Our own journals need the same attention that Bob and Tony put into their daily records so that our journals can also chart the common unfolding of our lives. As writers and sojourners in life it is our call and duty to map the expanse of our existence. We don’t need to lay our souls bare for all to see and gossip about, but we should find a place to keep a daily journal. Whether it is written in leather bound journals, spiral notepads, or saved as private or public drafts in your blog doesn’t matter, but just a few short lines each day will serve to spark your memory in a later age—and memories wizened in the vat of a thoughtful life will always produce a finer wine. Journaling is a word that has been antiquated before its time. Though fewer and fewer of us take the time to sit with pen and paper, there is still a time and a place for the spirit of journaling to continue.
Make the time to map your own quest. A friend asked me yesterday why I didn’t have a GPS in my truck. He simply shook his head when I answered, “First, I have to remember where I’ve been.” Today’s technologies offer us possibilities unimagined to our literary forbears. Our daily journals can hold both pristine images of our lives via photos, video clips, and music, and most importantly, words. The web allows us to scour the world for like-minded souls that share our particular interests with whom we can share our passions on sites like Facebook, blogs, or personal web sites.

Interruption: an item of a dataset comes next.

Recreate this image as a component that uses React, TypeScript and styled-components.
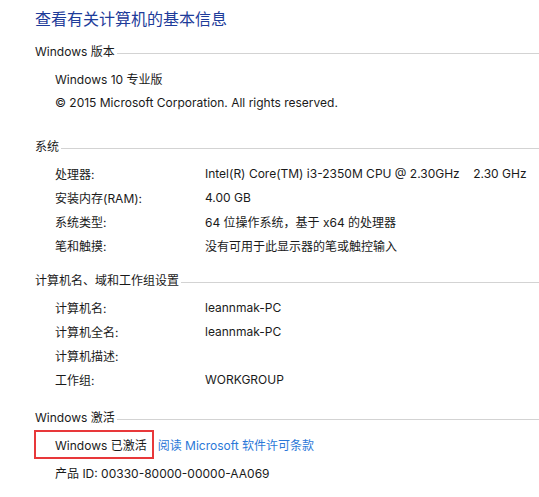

My only issue with much of what is out there on these sites is their self-exploitive and indulgent banality. Bob and Tony’s journals seemed permeated with an almost religious devotion as they chronicled the recitations of their days in rhythm with the pattern of their everyday lives, while on the other side, many Facebook sites I have visited have a tiresome and sycophantic obsession with the painstakingly mundane and profligate side of that persons supposed interests and lifestyle. It is hard—and sometimes impossible—to wrest any kind of context out of the content. Nothing, except a prurient curiosity, keeps me interested—and that is no road to enlightenment for either side of the equation. On some few sites there are links to blogs and other artistic websites where a deeper and more invested side of that person comes through. For them, their Facebook page is simply an adjunct to their life—a social gathering place to rest and draw water with friends and community. There is nothing wrong with that, but it should never be the destination of your journey, and if you can’t see life as a journey—an odyssey of existence—then you simply can’t see.
I guess the word I am looking for is devotion. None of our lives are more complicated than Bob or Tony’s lives. All they did that is different is make time to look closely at what was important to them in the daily unfolding of each of their lives.
Take the time. Remember where you've been.